Cobalt Single Atoms Constructed in Confined Space for Oxygen Evolution Reaction

With its high calorific value and low energy consumption, hydrogen is an important component of a future low-carbon energy system. Hydrogen production from electrolyzed water is the main source of obtaining hydrogen. The slow kinetics of the oxygen evolution reaction (OER) involving a four-electron reaction in the process of water electrolysis leads to the inefficiency of hydrogen production from electrolyzed water, so the development of electrocatalysts with excellent OER is of great significance. Cobalt-based catalysts are promising for electrocatalytic OER in terms of performance and cost-effectiveness, and the degree of dispersion of Co sites determines the catalytic activity.
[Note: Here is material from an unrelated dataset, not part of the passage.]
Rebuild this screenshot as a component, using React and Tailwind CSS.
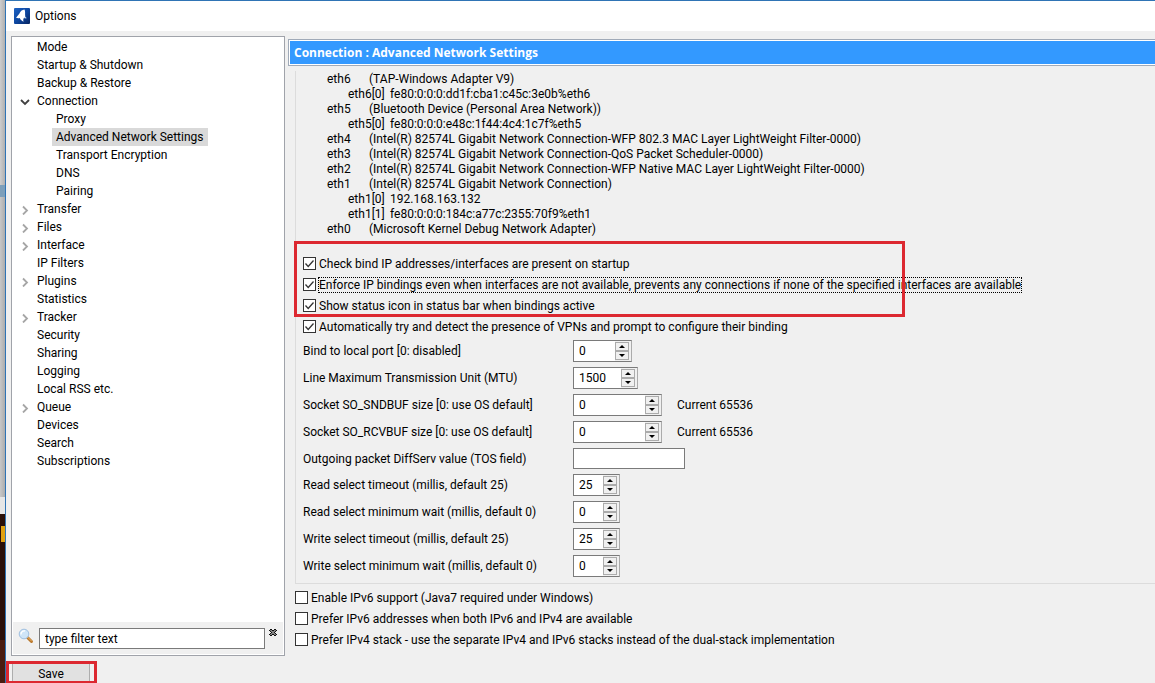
import React from 'react';
import { clsx } from 'clsx';

const treeItems = [
  { label: 'Mode' },
  { label: 'Startup & Shutdown' },
  { label: 'Backup & Restore' },
  { label: 'Connection', state: 'open' },
  { label: 'Proxy', child: true },
  { label: 'Advanced Network Settings', child: true, selected: true },
  { label: 'Transport Encryption', child: true },
  { label: 'DNS', child: true },
  { label: 'Pairing', child: true },
  { label: 'Transfer', state: 'closed' },
  { label: 'Files', state: 'closed' },
  { label: 'Interface', state: 'closed' },
  { label: 'IP Filters' },
  { label: 'Plugins', state: 'closed' },
  { label: 'Statistics' },
  { label: 'Tracker', state: 'closed' },
  { label: 'Security' },
  { label: 'Sharing' },
  { label: 'Logging' },
  { label: 'Local RSS etc.' },
  { label: 'Queue', state: 'closed' },
  { label: 'Devices' },
  { label: 'Search' },
  { label: 'Subscriptions' },
];

const adapters = [
  { name: 'eth6', info: '(TAP-Windows Adapter V9)' },
  { name: 'eth6[0]', info: 'fe80:0:0:0:dd1f:cba1:c45c:3e0b%eth6', address: true },
  { name: 'eth5', info: '(Bluetooth Device (Personal Area Network))' },
  { name: 'eth5[0]', info: 'fe80:0:0:0:e48c:1f44:4c4:1c7f%eth5', address: true },
  { name: 'eth4', info: '(Intel(R) 82574L Gigabit Network Connection-WFP 802.3 MAC Layer LightWeight Filter-0000)' },
  { name: 'eth3', info: '(Intel(R) 82574L Gigabit Network Connection-QoS Packet Scheduler-0000)' },
  { name: 'eth2', info: '(Intel(R) 82574L Gigabit Network Connection-WFP Native MAC Layer LightWeight Filter-0000)' },
  { name: 'eth1', info: '(Intel(R) 82574L Gigabit Network Connection)' },
  { name: 'eth1[0]', info: '192.168.163.132', address: true },
  { name: 'eth1[1]', info: 'fe80:0:0:0:184c:a77c:2355:70f9%eth1', address: true },
  { name: 'eth0', info: '(Microsoft Kernel Debug Network Adapter)' },
];

const fields = [
  { id: 'port', label: 'Bind to local port [0: disabled]', value: '0', width: 'w-[59px]' },
  { id: 'mtu', label: 'Line Maximum Transmission Unit (MTU)', value: '1500', width: 'w-[65px]' },
  { id: 'sndbuf', label: 'Socket SO_SNDBUF size [0: use OS default]', value: '0', width: 'w-[89px]', note: 'Current 65536' },
  { id: 'rcvbuf', label: 'Socket SO_RCVBUF size [0: use OS default]', value: '0', width: 'w-[89px]', note: 'Current 65536' },
  { id: 'tos', label: 'Outgoing packet DiffServ value (TOS field)', plain: true },
  { id: 'read-timeout', label: 'Read select timeout (millis, default 25)', value: '25', width: 'w-[47px]' },
  { id: 'read-wait', label: 'Read select minimum wait (millis, default 0)', value: '0', width: 'w-[47px]' },
  { id: 'write-timeout', label: 'Write select timeout (millis, default 25)', value: '25', width: 'w-[47px]' },
  { id: 'write-wait', label: 'Write select minimum wait (millis, default 0)', value: '0', width: 'w-[47px]' },
];

function AppIcon() {
  return (
    <svg width="16" height="16" viewBox="0 0 16 16" aria-hidden="true">
      <defs>
        <linearGradient id="logo-bg" x1="0" y1="0" x2="1" y2="1">
          <stop offset="0" stopColor="#1e63c4" />
          <stop offset="0.5" stopColor="#0d47a1" />
          <stop offset="1" stopColor="#06245f" />
        </linearGradient>
      </defs>
      <rect width="16" height="16" rx="1" fill="url(#logo-bg)" />
      <path d="M10.500 1.500C8 1.800 6.200 3.400 5.300 5.800L2 9.800c1.500.6 2.700.6 3.800.2.500 1.600 1.800 2.800 3.800 3.800-.5-1.300-.4-2.500.1-3.500 1-.5 1.700-1.200 1.500-2.600-.3-2 .3-4.200-.7-6.200z" fill="#fff" />
      <path d="M10.500 10.500l1-2 1.200 1.700z" fill="#c9e2f8" />
    </svg>
  );
}

function SearchIcon() {
  return (
    <svg width="16" height="16" viewBox="0 0 16 16" aria-hidden="true">
      <path d="M9.500 9.500l4 4" stroke="#b9772c" strokeWidth="3" strokeLinecap="round" />
      <path d="M9.800 9.300l3.700 3.700" stroke="#e9b568" strokeWidth="1" strokeLinecap="round" />
      <circle cx="6" cy="6" r="4.800" fill="#cfe5f8" stroke="#9fbfe0" />
      <path d="M3 6.500a3.200 3.200 0 0 1 4-3.500" fill="none" stroke="#fff" strokeWidth="1.400" />
    </svg>
  );
}

function ClearIcon() {
  return (
    <svg width="8" height="7" viewBox="0 0 8 7" shapeRendering="crispEdges" aria-hidden="true">
      <path d="M1 0h2v1h2V0h2v1h1v1H7v1H6v1h1v1h1v1H7v1H5V6H3v1H1V6H0V5h1V4h1V3H1V2H0V1h1z" fill="#111" />
      <path d="M1 1h2v1h2V1h2v1H6v1H5v1h1v1h1v1H5V5H3v1H1V5h1V4h1V3H2V2H1z" fill="#858585" />
    </svg>
  );
}

function Twisty({ state }) {
  if (state === 'open') {
    return (
      <svg width="10" height="10" viewBox="0 0 10 10" aria-hidden="true">
        <path d="M1 3l4 4 4-4" fill="none" stroke="#404040" strokeWidth="1.800" />
      </svg>
    );
  }
  return (
    <svg width="10" height="10" viewBox="0 0 10 10" aria-hidden="true">
      <path d="M3 1.500l4 4-4 4" fill="none" stroke="#a6a6a6" strokeWidth="1.800" />
    </svg>
  );
}

function TreeItem({ item }) {
  return (
    <li className={clsx('flex h-[18px] items-center', item.child ? 'pl-[39px]' : 'pl-[7px]')}>
      {!item.child && <span className="w-[13px] pt-px">{item.state && <Twisty state={item.state} />}</span>}
      <a href="#" className={clsx('h-[18px] px-1 leading-[18px]', item.selected && 'bg-[#d9d9d9]')}>
        {item.label}
      </a>
    </li>
  );
}

function CheckRow({ label, checked, focused }) {
  return (
    <label className="flex h-[21px] items-center gap-[2px]">
      <span className="relative flex">
        <input
          type="checkbox"
          defaultChecked={checked}
          className="peer size-[13px] appearance-none border border-[#333] bg-white"
        />
        <svg
          width="13"
          height="13"
          viewBox="0 0 13 13"
          className="pointer-events-none absolute inset-0 hidden peer-checked:block"
          aria-hidden="true"
        >
          <path d="M2.500 6.500l2.700 3 5.300-6" fill="none" stroke="#333" strokeWidth="1.300" />
        </svg>
      </span>
      <span className={clsx('border border-dotted leading-[14px]', focused ? 'border-black' : 'border-transparent')}>
        {label}
      </span>
    </label>
  );
}

function Spinner({ id, value, width }) {
  return (
    <div className={clsx('flex h-[22px] border border-t-[#7a7a7a] border-r-[#ababab] border-b-[#7a7a7a] border-l-[#7a7a7a] bg-[#f0f0f0]', width)}>
      <input id={id} type="text" defaultValue={value} className="w-0 flex-1 bg-white pl-[5px] outline-none" />
      <div className="flex w-4 flex-col py-px pr-[2px]">
        <button type="button" aria-label="Increase" className="flex flex-1 items-center justify-center border border-[#ababab] bg-[#f0f0f0]">
          <svg width="6" height="3" viewBox="0 0 6 3" aria-hidden="true">
            <path d="M0 3l3-3 3 3z" fill="#000" />
          </svg>
        </button>
        <button type="button" aria-label="Decrease" className="flex flex-1 items-center justify-center border border-[#ababab] bg-[#f0f0f0]">
          <svg width="6" height="3" viewBox="0 0 6 3" aria-hidden="true">
            <path d="M0 0l3 3 3-3z" fill="#000" />
          </svg>
        </button>
      </div>
    </div>
  );
}

function Field({ field }) {
  return (
    <div className="flex items-center">
      <label htmlFor={field.id} className="w-[270px]">{field.label}</label>
      {field.plain ? (
        <input id={field.id} type="text" className="h-[21px] w-28 border border-[#7a7a7a] bg-white px-1 outline-none" />
      ) : (
        <Spinner id={field.id} value={field.value} width={field.width} />
      )}
      {field.note && <span className="pl-[15px]">{field.note}</span>}
    </div>
  );
}

function Sidebar() {
  return (
    <div className="flex w-[274px] flex-1 flex-col border border-[#a0a3aa] bg-white p-px">
      <ul className="flex-1">
        {treeItems.map((item) => (
          <TreeItem key={item.label} item={item} />
        ))}
      </ul>
      <div className="flex h-8 items-start bg-[#f0f0f0] py-[6px] pl-[5px]">
        <SearchIcon />
        <input
          type="text"
          aria-label="Filter"
          defaultValue="type filter text"
          className="ml-[5px] h-[21px] w-[226px] border border-[#7a7a7a] bg-white px-[5px] outline-none"
        />
        <button type="button" aria-label="Clear filter" className="ml-1 pt-px">
          <ClearIcon />
        </button>
      </div>
    </div>
  );
}

function Settings() {
  return (
    <main className="min-w-0 flex-1 pt-2">
      <div className="border border-r-0 border-[#a0aab8] bg-white py-px pl-px">
        <h1 className="bg-[#3399ff] pl-1 font-['Open_Sans',sans-serif] leading-[23px] font-bold text-white">
          Connection : Advanced Network Settings
        </h1>
      </div>
      <section className="mt-[5px] ml-[7px] border-b border-l border-[#dcdcdc] pb-[6px] pl-[7px]">
        <ul className="pt-px pl-6 leading-[15px]">
          {adapters.map((a) => (
            <li key={a.name} className={clsx('flex', a.address && 'pl-[21px]')}>
              <span className="w-[42px]">{a.name}</span>
              <span>{a.info}</span>
            </li>
          ))}
        </ul>
        <div className="relative mt-4">
          <CheckRow label="Check bind IP addresses/interfaces are present on startup" checked />
          <CheckRow
            label="Enforce IP bindings even when interfaces are not available, prevents any connections if none of the specified interfaces are available"
            checked
            focused
          />
          <CheckRow label="Show status icon in status bar when bindings active" checked />
          {/* Highlight around the bind options */}
          <div className="pointer-events-none absolute -top-3 -left-[9px] h-[76px] w-[611px] border-3 border-[#dc2830]" />
        </div>
        <CheckRow label="Automatically try and detect the presence of VPNs and prompt to configure their binding" checked />
        <div className="mt-[3px] flex flex-col gap-[5px]">
          {fields.map((f) => (
            <Field key={f.id} field={f} />
          ))}
        </div>
      </section>
      <div className="mt-[3px] ml-[7px]">
        <CheckRow label="Enable IPv6 support (Java7 required under Windows)" />
        <CheckRow label="Prefer IPv6 addresses when both IPv6 and IPv4 are available" />
        <CheckRow label="Prefer IPv4 stack - use the separate IPv4 and IPv6 stacks instead of the dual-stack implementation" />
      </div>
    </main>
  );
}

/* Sliver of the desktop visible left of the window */
function DesktopEdge() {
  return (
    <div className="flex w-[5px] flex-col bg-[#2a0f08]">
      <div className="h-[185px] bg-linear-to-r from-[#cdcdcd] to-[#b0b0b0]" />
      <div className="h-3 bg-[#7d9fba]" />
      <div className="h-[300px] bg-linear-to-r from-[#c8c8c8] to-[#adadad]" />
      <div className="h-[17px] bg-[#e6e6e6]" />
      <div className="mt-3 ml-px h-4 bg-[#e0a010]" />
      <div className="mt-[98px] flex-1 bg-[#4a1c10]" />
    </div>
  );
}

export default function App() {
  return (
    <div className="flex h-screen overflow-hidden font-['Roboto','Open_Sans',sans-serif] text-[12px] whitespace-nowrap text-black">
      <DesktopEdge />
      <div className="flex min-w-0 flex-1 flex-col border-t border-l border-[#2f74b5] bg-[#f0f0f0]">
        <header className="flex h-[30px] items-center gap-[5px] bg-white pl-2">
          <AppIcon />
          <span>Options</span>
        </header>
        <div className="flex min-h-0 flex-1 gap-[3px] pl-[5px]">
          <div className="flex flex-col pt-[5px]">
            <Sidebar />
            <div className="relative mt-[7px] h-5 pl-px">
              <button type="button" className="h-[22px] w-[78px] border border-[#adadad] bg-[#e1e1e1]">
                Save
              </button>
              {/* Highlight around the save button */}
              <div className="pointer-events-none absolute -top-[2px] -left-[5px] h-[23px] w-[91px] border-3 border-[#dc2830]" />
            </div>
          </div>
          <Settings />
        </div>
      </div>
    </div>
  );
}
Therefore, it is of great importance to prepare highly dispersed Co-site catalysts through a convenient method. Herein, we report the facile fabrication of Co single-atom catalysts (SACs) through the use of the confined space (between the silica wall and the template) in as-prepared mesoporous silica, template-occupied KIT-6 (TOK), with abundant Si–OH. The anchoring of metal in the form of Co–O–Si was achieved by the method of grinding and calcination. CoTOK shows excellent electrocatalytic activity and cycling stability relative to the counterpart catalysts CoTFK and Co3O4/TFK, being promising for applications. This synthetic approach is easy to scale up, and 10 g of sample can be effortlessly synthesized using ball milling, which provides a facile method for the large-scale preparation of SACs.